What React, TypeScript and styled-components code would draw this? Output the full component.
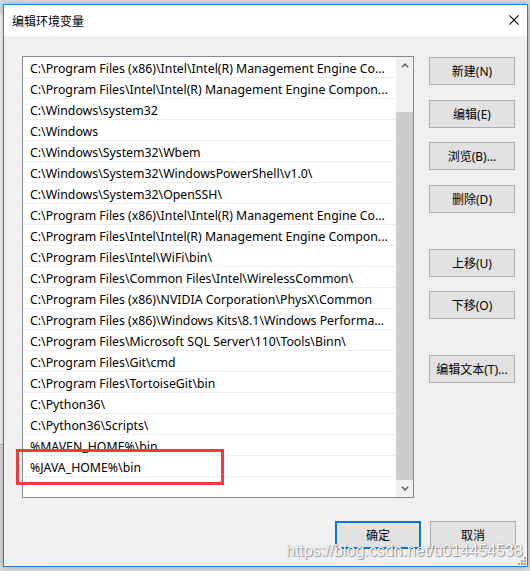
import React from "react";
import styled, { createGlobalStyle } from "styled-components";

const GlobalStyle = createGlobalStyle`
  html, body {
    margin: 0;
    padding: 0;
  }
  body {
    background: #dcdcdc;
    font-family: "Noto Sans", "Noto Sans CJK SC", sans-serif;
  }
`;

const paths = [
  "C:\\Program Files (x86)\\Intel\\Intel(R) Management Engine Co...",
  "C:\\Program Files\\Intel\\Intel(R) Management Engine Compon...",
  "C:\\Windows\\system32",
  "C:\\Windows",
  "C:\\Windows\\System32\\Wbem",
  "C:\\Windows\\System32\\WindowsPowerShell\\v1.0\\",
  "C:\\Windows\\System32\\OpenSSH\\",
  "C:\\Program Files (x86)\\Intel\\Intel(R) Management Engine Co...",
  "C:\\Program Files\\Intel\\Intel(R) Management Engine Compon...",
  "C:\\Program Files\\Intel\\WiFi\\bin\\",
  "C:\\Program Files\\Common Files\\Intel\\WirelessCommon\\",
  "C:\\Program Files (x86)\\NVIDIA Corporation\\PhysX\\Common",
  "C:\\Program Files (x86)\\Windows Kits\\8.1\\Windows Performa...",
  "C:\\Program Files\\Microsoft SQL Server\\110\\Tools\\Binn\\",
  "C:\\Program Files\\Git\\cmd",
  "C:\\Program Files\\TortoiseGit\\bin",
  "C:\\Python36\\",
  "C:\\Python36\\Scripts\\",
  "%MAVEN_HOME%\\bin",
  "%JAVA_HOME%\\bin",
];

// space above each button on the right
const sideButtons = [
  { label: "新建(N)", space: 0 },
  { label: "编辑(E)", space: 15 },
  { label: "浏览(B)...", space: 14 },
  { label: "删除(D)", space: 15 },
  { label: "上移(U)", space: 36 },
  { label: "下移(O)", space: 14 },
  { label: "编辑文本(T)...", space: 36 },
];

const App = () => {
  return (
    <>
      <GlobalStyle />
      <Screen>
        <BackWindow />
        <Dialog>
          <TitleBar>
            <Title>编辑环境变量</Title>
            <CloseButton>
              <svg width="12" height="12" viewBox="0 0 12 12">
                <rect x="-0.6" y="5.4" width="13.2" height="1.2" fill="#111111" transform="rotate(45 6 6)" />
                <rect x="-0.6" y="5.4" width="13.2" height="1.2" fill="#111111" transform="rotate(-45 6 6)" />
              </svg>
            </CloseButton>
          </TitleBar>

          <Content>
            <ListBox>
              <Rows>
                {paths.map((p, i) => (
                  <Row key={i}>{p}</Row>
                ))}
              </Rows>
              <Scrollbar>
                <ArrowButton>
                  <svg width="8" height="5" viewBox="0 0 8 5">
                    <path d="M0.8 4.3 L4 1.1 L7.2 4.3" fill="none" stroke="#606060" strokeWidth="1.5" />
                  </svg>
                </ArrowButton>
                <Track>
                  <Thumb />
                </Track>
                <ArrowButton>
                  <svg width="8" height="5" viewBox="0 0 8 5">
                    <path d="M0.8 0.7 L4 3.9 L7.2 0.7" fill="none" stroke="#606060" strokeWidth="1.5" />
                  </svg>
                </ArrowButton>
              </Scrollbar>
            </ListBox>

            <SideColumn>
              {sideButtons.map((b) => (
                <Button key={b.label} $space={b.space}>
                  {b.label}
                </Button>
              ))}
            </SideColumn>
          </Content>

          <Footer>
            <Button $primary>确定</Button>
            <Button>取消</Button>
          </Footer>

          <Highlight />
          <Watermark>https://blog.csdn.net/u014454538</Watermark>
          <Grip>
            <svg width="10" height="8" viewBox="0 0 10 8">
              <rect x="8" y="0" width="2" height="2" fill="#a0a0a0" />
              <rect x="5" y="3" width="2" height="2" fill="#a0a0a0" />
              <rect x="8" y="3" width="2" height="2" fill="#a0a0a0" />
              <rect x="2" y="6" width="2" height="2" fill="#a0a0a0" />
              <rect x="5" y="6" width="2" height="2" fill="#a0a0a0" />
              <rect x="8" y="6" width="2" height="2" fill="#a0a0a0" />
            </svg>
          </Grip>
        </Dialog>
      </Screen>
    </>
  );
};

const Screen = styled.div`
  width: 530px;
  height: 571px;
  display: flex;
  align-items: flex-start;
  padding-top: 4px;
  box-sizing: border-box;
  overflow: hidden;
`;

const BackWindow = styled.div`
  width: 3px;
  height: 430px;
  margin-top: 10px;
  background: #f6f6f6;
  border-bottom: 1px solid #b8b8b8;
`;

const Dialog = styled.div`
  position: relative;
  width: 525px;
  height: 563px;
  box-sizing: border-box;
  border: 1px solid #1883d7;
  background: #f0f0f0;
  box-shadow: 0 0 6px rgba(0, 0, 0, 0.3);
  display: flex;
  flex-direction: column;
`;

const TitleBar = styled.div`
  height: 31px;
  flex-shrink: 0;
  box-sizing: border-box;
  background: #ffffff;
  display: flex;
  align-items: center;
  justify-content: space-between;
  padding: 0 5px 0 8px;
`;

const Title = styled.span`
  font-family: "Noto Sans CJK SC", sans-serif;
  font-size: 12px;
  color: #000;
  padding-bottom: 1px;
`;

const CloseButton = styled.span`
  display: inline-flex;
  align-items: center;
  justify-content: center;
  width: 16px;
  height: 16px;
  margin-bottom: 1px;
`;

const Content = styled.div`
  display: flex;
  align-items: flex-start;
  padding: 20px 0 0 18px;
`;

const ListBox = styled.div`
  width: 392px;
  height: 442px;
  box-sizing: border-box;
  border: 1px solid #828790;
  background: #ffffff;
  display: flex;
`;

const Rows = styled.div`
  flex: 1;
  min-width: 0;
  display: flex;
  flex-direction: column;
`;

const Row = styled.div`
  height: 20px;
  line-height: 24px;
  border-bottom: 1px solid #ededed;
  padding-left: 7px;
  font-size: 12.3px;
  color: #000;
  white-space: nowrap;
  overflow: hidden;
`;

const Scrollbar = styled.div`
  width: 17px;
  background: #f0f0f0;
  display: flex;
  flex-direction: column;
`;

const ArrowButton = styled.div`
  height: 17px;
  flex-shrink: 0;
  display: flex;
  align-items: center;
  justify-content: center;
`;

const Track = styled.div`
  flex: 1;
  display: flex;
  flex-direction: column;
  padding-top: 38px;
`;

const Thumb = styled.div`
  flex: 1;
  background: #cdcdcd;
`;

const SideColumn = styled.div`
  display: flex;
  flex-direction: column;
  margin-left: 15px;
  padding-top: 1px;
`;

const Button = styled.div<{ $space?: number; $primary?: boolean }>`
  width: 86px;
  height: 28px;
  box-sizing: border-box;
  margin-top: ${(p) => p.$space ?? 0}px;
  border: ${(p) => (p.$primary ? "2px solid #0078d7" : "1px solid #adadad")};
  background: #e1e1e1;
  display: flex;
  align-items: center;
  justify-content: center;
  font-family: "Noto Sans", "Noto Sans CJK SC", sans-serif;
  font-size: 12px;
  color: #000;
  white-space: nowrap;
`;

const Footer = styled.div`
  display: flex;
  justify-content: flex-end;
  gap: 9px;
  padding: 23px 11px 0 0;
`;

const Highlight = styled.div`
  position: absolute;
  left: 12px;
  top: 444px;
  width: 208px;
  height: 36px;
  box-sizing: border-box;
  border: 3px solid #ee3b3b;
  pointer-events: none;
`;

const Watermark = styled.div`
  position: absolute;
  left: 282px;
  top: 538px;
  font-family: "Liberation Sans", Arial, sans-serif;
  font-size: 16px;
  line-height: 16px;
  color: #ffffff;
  text-shadow: 1px 1px 1px rgba(0, 0, 0, 0.4), 0 0 1px rgba(0, 0, 0, 0.35);
  white-space: nowrap;
  pointer-events: none;
`;

const Grip = styled.div`
  position: absolute;
  right: 1px;
  bottom: 1px;
  display: flex;
`;

export default App;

------------------------------

Each line holding "components" must be found and copied.

→ **Response for this exercise**
What React, TypeScript and styled-components code would draw this? Output the full component.
import styled, { createGlobalStyle } from "styled-components";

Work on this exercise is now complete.